What is needed
Find the lines that contain the word "with" and copy each one.

Provided data
━━━━━━━━━━━━━━━━━━━━
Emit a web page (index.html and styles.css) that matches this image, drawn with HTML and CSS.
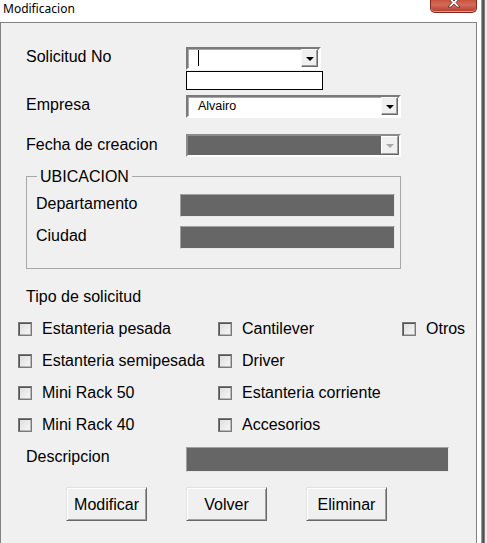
━━━━━━━━━━━━━━━━━━━━
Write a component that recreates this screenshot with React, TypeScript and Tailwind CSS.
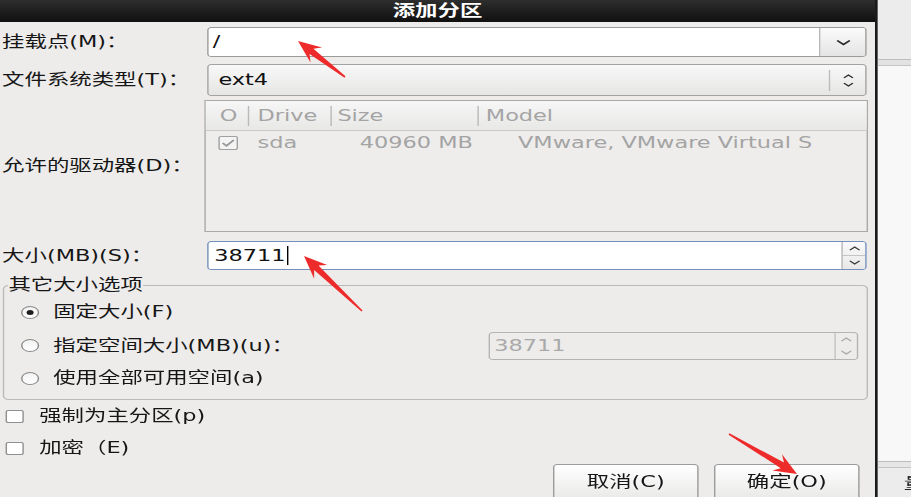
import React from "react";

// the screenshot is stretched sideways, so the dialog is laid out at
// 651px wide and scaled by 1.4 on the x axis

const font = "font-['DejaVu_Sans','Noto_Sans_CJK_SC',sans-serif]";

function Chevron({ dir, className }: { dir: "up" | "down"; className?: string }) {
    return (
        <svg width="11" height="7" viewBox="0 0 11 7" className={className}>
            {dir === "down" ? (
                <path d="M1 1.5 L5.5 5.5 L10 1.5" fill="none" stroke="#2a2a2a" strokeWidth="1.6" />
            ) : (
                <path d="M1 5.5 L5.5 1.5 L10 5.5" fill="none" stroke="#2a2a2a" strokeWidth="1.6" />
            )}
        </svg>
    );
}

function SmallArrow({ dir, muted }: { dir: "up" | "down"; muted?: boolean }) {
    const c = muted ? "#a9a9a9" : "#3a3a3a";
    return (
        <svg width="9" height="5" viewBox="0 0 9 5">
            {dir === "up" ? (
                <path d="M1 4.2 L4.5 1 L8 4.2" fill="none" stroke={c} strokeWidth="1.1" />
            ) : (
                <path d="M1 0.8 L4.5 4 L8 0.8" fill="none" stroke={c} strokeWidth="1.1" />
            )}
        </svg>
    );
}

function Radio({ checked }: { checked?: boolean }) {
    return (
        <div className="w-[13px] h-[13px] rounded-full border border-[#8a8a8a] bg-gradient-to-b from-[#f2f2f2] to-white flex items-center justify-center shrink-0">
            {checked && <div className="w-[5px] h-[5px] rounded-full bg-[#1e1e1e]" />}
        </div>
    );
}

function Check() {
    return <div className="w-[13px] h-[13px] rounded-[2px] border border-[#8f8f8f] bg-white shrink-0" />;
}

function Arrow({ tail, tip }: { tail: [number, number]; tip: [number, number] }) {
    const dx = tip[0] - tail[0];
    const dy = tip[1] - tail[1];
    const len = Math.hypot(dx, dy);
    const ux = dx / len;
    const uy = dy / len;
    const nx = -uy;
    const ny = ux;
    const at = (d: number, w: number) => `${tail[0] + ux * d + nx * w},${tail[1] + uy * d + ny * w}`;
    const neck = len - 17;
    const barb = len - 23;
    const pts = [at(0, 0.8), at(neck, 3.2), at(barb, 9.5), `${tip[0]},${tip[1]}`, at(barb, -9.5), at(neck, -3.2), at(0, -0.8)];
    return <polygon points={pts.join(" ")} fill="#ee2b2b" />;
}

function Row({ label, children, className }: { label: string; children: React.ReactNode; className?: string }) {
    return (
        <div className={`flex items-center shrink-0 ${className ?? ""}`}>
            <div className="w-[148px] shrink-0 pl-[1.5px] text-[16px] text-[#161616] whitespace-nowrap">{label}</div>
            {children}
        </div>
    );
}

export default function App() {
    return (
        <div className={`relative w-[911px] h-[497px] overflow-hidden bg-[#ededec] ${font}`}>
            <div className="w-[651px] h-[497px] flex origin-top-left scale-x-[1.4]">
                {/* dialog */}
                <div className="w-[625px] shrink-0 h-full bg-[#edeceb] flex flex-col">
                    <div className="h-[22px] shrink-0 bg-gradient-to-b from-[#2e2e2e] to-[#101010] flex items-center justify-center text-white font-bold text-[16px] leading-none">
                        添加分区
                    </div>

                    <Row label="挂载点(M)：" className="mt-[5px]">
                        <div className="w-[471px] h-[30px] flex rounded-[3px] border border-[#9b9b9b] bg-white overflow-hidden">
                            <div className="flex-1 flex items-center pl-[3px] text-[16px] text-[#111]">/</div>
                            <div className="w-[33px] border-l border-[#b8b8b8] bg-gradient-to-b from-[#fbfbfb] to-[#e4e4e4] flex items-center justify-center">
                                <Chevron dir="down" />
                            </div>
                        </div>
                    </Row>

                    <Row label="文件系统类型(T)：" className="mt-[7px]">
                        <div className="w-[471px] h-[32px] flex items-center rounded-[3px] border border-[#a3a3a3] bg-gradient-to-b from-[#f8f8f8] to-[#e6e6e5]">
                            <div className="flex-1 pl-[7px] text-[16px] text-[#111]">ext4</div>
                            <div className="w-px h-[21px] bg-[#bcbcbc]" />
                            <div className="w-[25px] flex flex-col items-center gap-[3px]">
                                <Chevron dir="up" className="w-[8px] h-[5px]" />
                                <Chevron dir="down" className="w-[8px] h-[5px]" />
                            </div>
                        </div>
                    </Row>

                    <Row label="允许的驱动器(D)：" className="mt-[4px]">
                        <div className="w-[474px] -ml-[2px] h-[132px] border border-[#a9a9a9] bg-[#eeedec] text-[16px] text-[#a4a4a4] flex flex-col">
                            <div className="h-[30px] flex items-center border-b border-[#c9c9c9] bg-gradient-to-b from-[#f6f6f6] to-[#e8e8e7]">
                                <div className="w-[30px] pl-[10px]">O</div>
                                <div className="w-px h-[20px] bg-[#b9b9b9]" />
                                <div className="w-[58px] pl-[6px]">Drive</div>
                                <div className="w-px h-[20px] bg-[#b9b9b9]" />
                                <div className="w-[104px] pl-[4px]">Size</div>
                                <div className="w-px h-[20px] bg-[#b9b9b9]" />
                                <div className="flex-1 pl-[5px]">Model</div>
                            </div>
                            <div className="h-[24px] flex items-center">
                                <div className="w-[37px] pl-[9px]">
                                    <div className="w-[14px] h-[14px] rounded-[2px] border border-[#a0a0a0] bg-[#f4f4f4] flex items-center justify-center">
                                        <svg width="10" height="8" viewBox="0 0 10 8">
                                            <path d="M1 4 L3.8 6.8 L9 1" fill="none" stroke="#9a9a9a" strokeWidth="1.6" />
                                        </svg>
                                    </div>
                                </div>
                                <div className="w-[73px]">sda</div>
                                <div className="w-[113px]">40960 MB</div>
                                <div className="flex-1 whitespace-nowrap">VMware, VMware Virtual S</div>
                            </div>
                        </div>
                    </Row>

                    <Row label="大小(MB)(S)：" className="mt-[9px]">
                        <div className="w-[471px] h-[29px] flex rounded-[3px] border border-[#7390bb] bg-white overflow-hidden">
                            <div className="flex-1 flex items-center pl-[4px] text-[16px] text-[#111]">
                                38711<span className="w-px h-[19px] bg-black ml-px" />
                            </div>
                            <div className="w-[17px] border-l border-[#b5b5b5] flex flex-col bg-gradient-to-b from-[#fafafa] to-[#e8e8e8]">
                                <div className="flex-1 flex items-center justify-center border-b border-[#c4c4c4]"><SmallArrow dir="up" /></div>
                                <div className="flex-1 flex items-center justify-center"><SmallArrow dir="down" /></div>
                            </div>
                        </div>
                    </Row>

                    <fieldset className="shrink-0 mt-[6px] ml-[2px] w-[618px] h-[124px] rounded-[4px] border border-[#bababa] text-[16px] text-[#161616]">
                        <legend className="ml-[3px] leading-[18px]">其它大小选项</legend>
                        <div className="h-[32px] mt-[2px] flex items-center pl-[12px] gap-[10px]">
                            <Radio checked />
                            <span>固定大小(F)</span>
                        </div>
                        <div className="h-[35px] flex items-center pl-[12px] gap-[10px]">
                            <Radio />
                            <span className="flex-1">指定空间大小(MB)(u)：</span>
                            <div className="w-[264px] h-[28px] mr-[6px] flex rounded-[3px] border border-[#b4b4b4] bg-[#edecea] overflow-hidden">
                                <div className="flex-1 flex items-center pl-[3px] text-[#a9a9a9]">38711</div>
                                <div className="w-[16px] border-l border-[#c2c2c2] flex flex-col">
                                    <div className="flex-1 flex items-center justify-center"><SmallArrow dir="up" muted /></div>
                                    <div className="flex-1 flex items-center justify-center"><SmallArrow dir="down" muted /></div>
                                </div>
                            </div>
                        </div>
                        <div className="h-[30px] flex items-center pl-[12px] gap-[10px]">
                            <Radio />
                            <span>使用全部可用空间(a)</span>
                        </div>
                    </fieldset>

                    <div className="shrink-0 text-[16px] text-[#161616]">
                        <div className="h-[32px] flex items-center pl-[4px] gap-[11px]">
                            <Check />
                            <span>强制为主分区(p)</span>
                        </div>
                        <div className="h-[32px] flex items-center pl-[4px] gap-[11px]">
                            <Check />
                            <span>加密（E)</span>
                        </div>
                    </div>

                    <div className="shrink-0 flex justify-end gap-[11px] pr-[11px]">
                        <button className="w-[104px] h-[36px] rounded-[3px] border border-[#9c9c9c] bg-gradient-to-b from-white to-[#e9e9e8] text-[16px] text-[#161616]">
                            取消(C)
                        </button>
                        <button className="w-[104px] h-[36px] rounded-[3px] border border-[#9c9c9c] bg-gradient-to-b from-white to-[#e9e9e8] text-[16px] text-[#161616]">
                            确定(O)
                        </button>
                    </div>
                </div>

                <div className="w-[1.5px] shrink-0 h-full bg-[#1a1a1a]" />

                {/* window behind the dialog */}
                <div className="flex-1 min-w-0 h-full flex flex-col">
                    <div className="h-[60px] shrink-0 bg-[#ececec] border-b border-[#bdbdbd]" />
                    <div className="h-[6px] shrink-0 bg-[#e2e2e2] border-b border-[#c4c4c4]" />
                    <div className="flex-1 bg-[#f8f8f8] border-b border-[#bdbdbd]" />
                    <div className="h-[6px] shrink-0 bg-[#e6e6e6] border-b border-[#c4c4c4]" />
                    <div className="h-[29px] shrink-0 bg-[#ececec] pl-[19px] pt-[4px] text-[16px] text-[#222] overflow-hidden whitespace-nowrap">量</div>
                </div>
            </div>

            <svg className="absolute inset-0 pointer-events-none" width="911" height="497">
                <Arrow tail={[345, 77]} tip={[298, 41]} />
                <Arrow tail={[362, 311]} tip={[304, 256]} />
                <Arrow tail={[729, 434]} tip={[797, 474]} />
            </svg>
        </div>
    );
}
━━━━━━━━━━━━━━━━━━━━
Expected answer
Emit a web page (index.html and styles.css) that matches this image, drawn with HTML and CSS.
Write a component that recreates this screenshot with React, TypeScript and Tailwind CSS.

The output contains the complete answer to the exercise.